Sky Song by Abi Alphinstone. In the snowy kingdom of Erkenwald, whales glide between icebergs, wolves hunt on the tundra and polar bears roam the glaciers. But the people of this land aren’t so easy to find – because Erkenwald is ruled by an evil Ice Queen and the tribes must stay hidden or risk becoming her prisoners at Winterfang Palace.

My Sweet Orange Tree by Jose Mauro de Vasconcelos. Meet Zezé – Brazil’s naughtiest and most loveable boy, his talent for mischief matched only by his great kindness. When he grows up he wants to be a ‘poet with a bow-tie’ but for now he entertains himself playing pranks on the other residents of his family’s poor Rio de Janiero neighbourhood and inventing friends to play with. That is, until he meets a real friend, and his life begins to change. 

Letters from the Lighthouse by Emma Carroll. February 1941. After months of bombing raids in London, twelve-year-old Olive Bradshaw and her little brother Cliff are evacuated to the Devon coast. The only person with two spare beds is Mr Ephraim, the local lighthouse keeper. But he’s not used to company and he certainly doesn’t want any evacuees…

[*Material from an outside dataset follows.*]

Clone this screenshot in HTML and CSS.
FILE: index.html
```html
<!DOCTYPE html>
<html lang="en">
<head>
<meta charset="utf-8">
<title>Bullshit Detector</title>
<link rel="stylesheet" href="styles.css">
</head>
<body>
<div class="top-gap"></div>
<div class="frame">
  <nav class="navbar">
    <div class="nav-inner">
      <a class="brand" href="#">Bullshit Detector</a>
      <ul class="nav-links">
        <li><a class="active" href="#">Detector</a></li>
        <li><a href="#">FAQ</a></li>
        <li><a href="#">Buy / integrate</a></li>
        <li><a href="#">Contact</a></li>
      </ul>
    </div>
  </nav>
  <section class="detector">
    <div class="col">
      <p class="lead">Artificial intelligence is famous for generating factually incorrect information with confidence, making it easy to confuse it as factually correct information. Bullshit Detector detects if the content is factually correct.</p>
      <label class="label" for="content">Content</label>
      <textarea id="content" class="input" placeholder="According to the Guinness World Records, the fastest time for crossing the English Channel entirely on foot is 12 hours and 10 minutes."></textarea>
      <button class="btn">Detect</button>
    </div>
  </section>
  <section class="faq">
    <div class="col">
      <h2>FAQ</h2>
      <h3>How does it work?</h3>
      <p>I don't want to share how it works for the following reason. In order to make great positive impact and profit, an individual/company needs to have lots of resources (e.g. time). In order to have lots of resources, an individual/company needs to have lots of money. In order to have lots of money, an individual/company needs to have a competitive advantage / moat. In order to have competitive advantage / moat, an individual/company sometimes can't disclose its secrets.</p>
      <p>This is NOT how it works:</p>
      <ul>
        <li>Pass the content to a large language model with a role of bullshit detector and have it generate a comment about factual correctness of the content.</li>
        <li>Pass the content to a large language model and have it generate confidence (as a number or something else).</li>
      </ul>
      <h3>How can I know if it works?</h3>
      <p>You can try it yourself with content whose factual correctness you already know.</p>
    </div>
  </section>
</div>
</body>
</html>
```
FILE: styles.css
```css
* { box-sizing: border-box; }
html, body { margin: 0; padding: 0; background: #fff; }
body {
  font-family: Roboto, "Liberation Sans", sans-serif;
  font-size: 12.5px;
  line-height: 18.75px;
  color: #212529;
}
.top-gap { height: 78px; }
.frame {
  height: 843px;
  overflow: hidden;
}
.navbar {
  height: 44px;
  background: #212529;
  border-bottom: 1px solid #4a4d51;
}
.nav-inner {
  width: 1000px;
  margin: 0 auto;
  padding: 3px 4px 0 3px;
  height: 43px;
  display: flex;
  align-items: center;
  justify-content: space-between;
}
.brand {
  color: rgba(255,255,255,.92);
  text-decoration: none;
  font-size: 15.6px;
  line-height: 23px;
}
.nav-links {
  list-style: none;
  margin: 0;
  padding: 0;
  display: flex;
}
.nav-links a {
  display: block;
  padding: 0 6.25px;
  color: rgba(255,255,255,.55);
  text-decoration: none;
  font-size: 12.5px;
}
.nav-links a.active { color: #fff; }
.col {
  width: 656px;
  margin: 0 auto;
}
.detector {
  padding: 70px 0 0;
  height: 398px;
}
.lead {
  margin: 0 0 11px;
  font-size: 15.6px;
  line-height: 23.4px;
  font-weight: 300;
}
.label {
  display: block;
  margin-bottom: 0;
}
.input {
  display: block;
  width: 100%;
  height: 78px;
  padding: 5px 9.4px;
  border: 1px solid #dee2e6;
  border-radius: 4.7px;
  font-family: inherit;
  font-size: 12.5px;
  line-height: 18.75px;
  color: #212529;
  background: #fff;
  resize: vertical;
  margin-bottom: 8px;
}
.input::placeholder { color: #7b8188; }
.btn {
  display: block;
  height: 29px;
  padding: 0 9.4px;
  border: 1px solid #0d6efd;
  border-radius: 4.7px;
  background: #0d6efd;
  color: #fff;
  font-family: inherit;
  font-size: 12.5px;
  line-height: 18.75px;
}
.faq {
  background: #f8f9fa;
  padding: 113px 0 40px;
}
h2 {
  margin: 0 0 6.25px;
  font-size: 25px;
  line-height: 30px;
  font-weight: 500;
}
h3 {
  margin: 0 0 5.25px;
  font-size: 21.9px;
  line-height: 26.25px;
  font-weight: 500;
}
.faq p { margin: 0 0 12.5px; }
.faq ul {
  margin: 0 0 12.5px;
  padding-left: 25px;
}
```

The Explorer by Katherine Rundell. From his seat in the tiny aeroplane, Fred watches as the mysteries of the Amazon jungle pass by below him. He has always dreamed of becoming an explorer. If only he could land and look about him.  As the plane crashes into the canopy, Fred is suddenly left without a choice. He and the three other children may be alive, but the jungle is a vast, untamed place. With no hope of rescue, the chance of getting home feels impossibly small. Except, it seems, someone has been there before them.